Low volumes ‘will change soon’
The CO2 emissions reduction targets set by the European Union triggered a massive change in the region’s steel industry. Legacy producers have increased their use of low-carbon steelmaking raw materials and metallics, and new hydrogen-based producers, such as H2 Green Steel in Sweden, have emerged to begin production in the coming years.
In addition to regulation like CBAM, which will require steel importers to declare – and pay for – CO2 emissions from 2026, large end-users, such as automotive and white goods manufacturers, have increasingly demanded low-CO2 steel as their customers seek out cars, washing machines and refrigerators made with more sustainable materials. In 2023, low-CO2 steel demand has extended to service centers and distributors, as well.
As the market develops, demand is expected to rise faster than supply, boosting premiums for carbon-accounted steel, market sources contend.
“Right now, the volumes of low-CO2 coil traded are low, but this will change soon,” a source from a German service center said. “End-users and distributors will need material soon, and the mills would not finalize their upgrades fast enough.”
As interest has increased in carbon-accounted steel, the need for clarity regarding how it is defined has increased as well, particularly around maximum CO2 emissions and the routes various European mills are taking to reduce them.
The European Commission has been developing unified standards around certification for carbon-accounted steel, market sources said, but until the EU adopts firm regulations, some buyers will remain reluctant to take full part in the sector.
“We are all waiting for the Commission to make an announcement that would, hopefully, clarify requirements and standards for green steel,” a source from another service center said. “Until it would be adopted, buyers would not rush to book volumes, as there is no clarity what standards for emissions and other restrictions could be included.”
Looking for a ‘permanent solution’
European steelmakers offering carbon-accounted hot-rolled coils have mainly pursued routes that include electric-arc furnace production, hydrogen and fossil-free fuel production, mass balance calculations or the application of voluntary carbon credits and offsets.
“Some mills use carbon credits to reduce emissions on paper, but this is not a permanent solution to the problem,” a Northwest European steelmaker said. “A buyer can get such products with shorter lead time as it does not require actual technological changes, but a lot of buyers are not ready to pay extra for the material that does not actually have lower emissions. And such material does not have certifications.”
Some steelmakers have been seeking carbon-accounted HRC premiums in the range of Eur100-300/mt for material with CO2 emissions below 2.1 mt per metric ton of steel produced.
“Mills say that currently a premium of Eur200/mt would cover the additional costs,” a source from an Italian service center said. “But it seems that mills are ready to accept [a] really low premium, in some cases close to zero, from new buyers just to get more people involved in the new products.”

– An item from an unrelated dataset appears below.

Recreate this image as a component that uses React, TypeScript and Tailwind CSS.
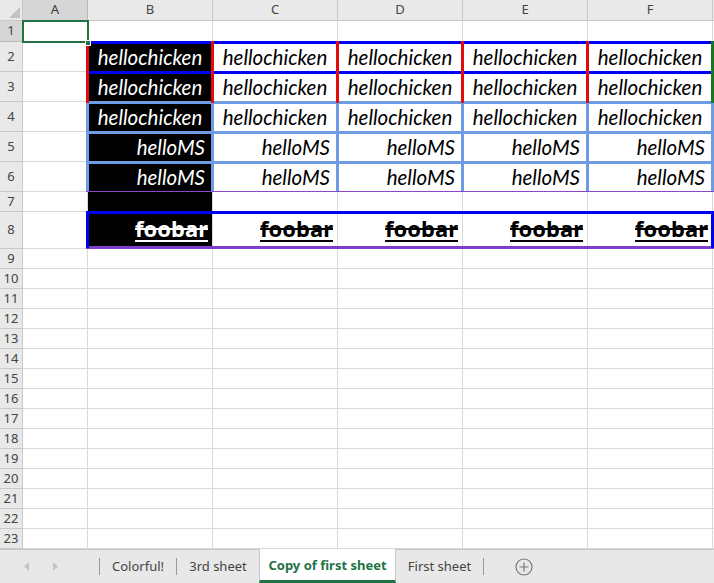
import React from 'react';

const COLS = ['A', 'B', 'C', 'D', 'E', 'F'];
const ROWS = Array.from({ length: 23 }, (_, i) => i + 1);

// border lines drawn over the grid, like Excel paints cell borders
const BORDERS = [
  // rows 2-3: blue horizontals, red verticals, green right edge
  'left-[86px] top-[41px] w-[628px] h-[3px] bg-[#0000f0]',
  'left-[86px] top-[71px] w-[628px] h-[3px] bg-[#0000f0]',
  // rows 3-6: cornflower grid
  'left-[86px] top-[101px] w-[628px] h-[3px] bg-[#6d9be6]',
  'left-[86px] top-[131px] w-[628px] h-[3px] bg-[#6d9be6]',
  'left-[86px] top-[161px] w-[628px] h-[3px] bg-[#6d9be6]',
  'left-[86px] top-[191px] w-[628px] h-[1px] bg-[#8a47cc]',
  'left-[86px] top-[103px] w-[3px] h-[88px] bg-[#6d9be6]',
  'left-[211px] top-[103px] w-[3px] h-[88px] bg-[#6d9be6]',
  'left-[336px] top-[103px] w-[3px] h-[88px] bg-[#6d9be6]',
  'left-[461px] top-[103px] w-[3px] h-[88px] bg-[#6d9be6]',
  'left-[586px] top-[103px] w-[3px] h-[88px] bg-[#6d9be6]',
  'left-[711px] top-[103px] w-[3px] h-[88px] bg-[#6d9be6]',
  'left-[86px] top-[41px] w-[3px] h-[62px] bg-[#e00d0d]',
  'left-[211px] top-[41px] w-[3px] h-[62px] bg-[#e00d0d]',
  'left-[336px] top-[41px] w-[3px] h-[62px] bg-[#e00d0d]',
  'left-[461px] top-[41px] w-[3px] h-[62px] bg-[#e00d0d]',
  'left-[586px] top-[41px] w-[3px] h-[62px] bg-[#e00d0d]',
  'left-[711px] top-[41px] w-[3px] h-[62px] bg-[#157a1c]',
  // row 8 box
  'left-[86px] top-[211px] w-[628px] h-[3px] bg-[#0000f0]',
  'left-[86px] top-[246px] w-[628px] h-[3px] bg-[#7f3ccc]',
  'left-[86px] top-[211px] w-[3px] h-[37px] bg-[#0000f0]',
  'left-[711px] top-[211px] w-[3px] h-[37px] bg-[#0000f0]',
];

function CellText({ row, col }: { row: number; col: string }) {
  if (col === 'A') return null;
  if (row >= 2 && row <= 4) {
    return (
      <div className="h-full flex items-end justify-center pb-[4px] leading-none text-[20.5px] italic font-['Lato',sans-serif]">
        hellochicken
      </div>
    );
  }
  if (row === 5 || row === 6) {
    return (
      <div className="h-full flex items-end justify-end pr-[7px] pb-[4px] leading-none text-[20.5px] italic font-['Lato',sans-serif]">
        helloMS
      </div>
    );
  }
  if (row === 8) {
    return (
      <div className="h-full flex items-end justify-end pr-[4px] pb-[9px] leading-none text-[22px] font-bold font-['Noto_Sans',sans-serif]">
        <span className="[text-decoration-line:underline_line-through] decoration-[1.5px] underline-offset-[3px]">foobar</span>
      </div>
    );
  }
  return null;
}

function TabBar() {
  return (
    <div className="h-[34px] flex items-stretch bg-[#e8e8e8] border-t border-[#c6c6c6] font-['Noto_Sans',sans-serif] text-[13px] text-[#444]">
      <div className="w-[99px] flex items-center pl-[24px] gap-[22px] text-[#c4c4c4]">
        <svg width="6" height="9" viewBox="0 0 6 9"><path d="M5 0 L0 4.5 L5 9 Z" fill="currentColor" /></svg>
        <svg width="6" height="9" viewBox="0 0 6 9"><path d="M1 0 L6 4.5 L1 9 Z" fill="currentColor" /></svg>
      </div>
      <div className="w-px my-[8px] bg-[#9a9a9a]" />
      <div className="w-[76px] flex items-center justify-center">Colorful!</div>
      <div className="w-px my-[8px] bg-[#9a9a9a]" />
      <div className="w-[82px] flex items-center justify-center">3rd sheet</div>
      <div className="w-[137px] -mt-px pt-[2px] flex items-center justify-center bg-white border-x border-[#c6c6c6] border-b-[3px] border-b-[#217346] font-bold text-[#217346]">
        Copy of first sheet
      </div>
      <div className="w-[87px] flex items-center justify-center">First sheet</div>
      <div className="w-px my-[8px] bg-[#9a9a9a]" />
      <div className="w-[80px] flex items-center justify-center text-[#777]">
        <svg width="18" height="18" viewBox="0 0 18 18" fill="none" stroke="currentColor" strokeWidth="1.2">
          <circle cx="9" cy="9" r="8" />
          <path d="M9 4.5 V13.5 M4.5 9 H13.5" />
        </svg>
      </div>
      <div className="flex-1" />
    </div>
  );
}

export default function App() {
  return (
    <div className="w-[714px] h-[583px] overflow-hidden bg-white flex flex-col select-none">
      <div className="relative">
        <div className="grid grid-cols-[23px_65px_125px_125px_125px_125px_125px_1fr] grid-rows-[21px_21px_30px_30px_30px_30px_30px_20px_37px_repeat(15,20px)]">
          {/* corner */}
          <div className="relative bg-[#e9e9e9] border-r border-b border-[#c8c8c8]">
            <svg className="absolute right-[2px] bottom-[2px]" width="11" height="11" viewBox="0 0 11 11">
              <path d="M11 0 L11 11 L0 11 Z" fill="#c2c2c2" />
            </svg>
          </div>
          {COLS.map((c) => (
            <div
              key={c}
              className={`flex items-center justify-center border-r border-b font-['Noto_Sans',sans-serif] text-[13px] ${
                c === 'A' ? 'bg-[#d6d6d6] border-[#b8b8b8] text-[#3a3a3a]' : 'bg-[#e9e9e9] border-[#c8c8c8] text-[#444]'
              }`}
            >
              {c}
            </div>
          ))}
          <div className="bg-[#e9e9e9] border-b border-[#c8c8c8]" />

          {ROWS.map((r) => (
            <React.Fragment key={r}>
              <div
                className={`flex items-center justify-center border-r border-b font-['Noto_Sans',sans-serif] text-[13px] text-[#444] ${
                  r === 1 ? 'bg-[#d6d6d6] border-[#b8b8b8]' : 'bg-[#e9e9e9] border-[#c8c8c8]'
                }`}
              >
                {r}
              </div>
              {COLS.map((c) => (
                <div
                  key={c}
                  className={`border-r border-b border-[#d9d9d9] ${
                    c === 'B' && r >= 2 && r <= 8 ? 'bg-black text-white' : 'bg-white text-black'
                  }`}
                >
                  <CellText row={r} col={c} />
                </div>
              ))}
              <div className="border-b border-[#d9d9d9]" />
            </React.Fragment>
          ))}
        </div>

        {BORDERS.map((b, i) => (
          <div key={i} className={`absolute ${b}`} />
        ))}

        {/* active cell A1 */}
        <div className="absolute left-[22px] top-[20px] w-[67px] h-[23px] border-2 border-[#217346]" />
        <div className="absolute left-[85px] top-[40px] w-[6px] h-[6px] bg-[#217346] border border-white" />
      </div>
      <TabBar />
    </div>
  );
}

Many buyers have been holding back from such purchases until the European Commission provides firm guidance. Those that have already booked carbon-accounted HRC deals have paid premiums in the range of Eur50-100/mt, sources said.
Steelmakers including Arvedi in Italy and ArcelorMittal Spain have been actively offering certified carbon-accounted HRC via the EAF route. SSAB in Sweden as well as Salzgitter in Germany have been offering limited volumes from their fossil-free pilot projects.
Platts, part of S&P Global Commodity Insights, launched new daily carbon-accounted hot-rolled coil steel assessments in early May, including a European HRC Carbon-Accounted Steel Premium, or CASP, and a Northwest Europe HRC Carbon-Accounted Steel Price to provide relevant price assessments and data to help bring transparency to the process.
Based on industry feedback, the CASP reflects any differential or premium achieved for the spot sale of HRC on an ex-works basis, with total accounted carbon emissions of 2.1 mt of CO2 or less for every metric ton of steel produced.
The assessments reflect trade in HRC with carbon emissions certified by an internationally accepted, independent organization, and exclude material that has had offsets or voluntary carbon credits applied to lower overall emissions profiles.
The CASP total includes emissions from direct, indirect and associated upstream and downstream activities such as mining and processing of steelmaking raw materials, hot metal production, steel rolling and associated transportation and logistics, so-called Scopes 1, 2 and 3.
The Northwest Europe HRC CASP assessment represents an all-in price for carbon-accounted steel in that region.
While different production routes generate a wide range of CO2 emissions, the majority of European market participants agree that the 2.1 mt of CO2 per mt of HRC that’s reflected in the new Platts assessments is reflective of the current “low-carbon” threshold for blast furnace production in the region. That number will only decrease as EAF production increases and hydrogen and fossil-free production scales up, they said.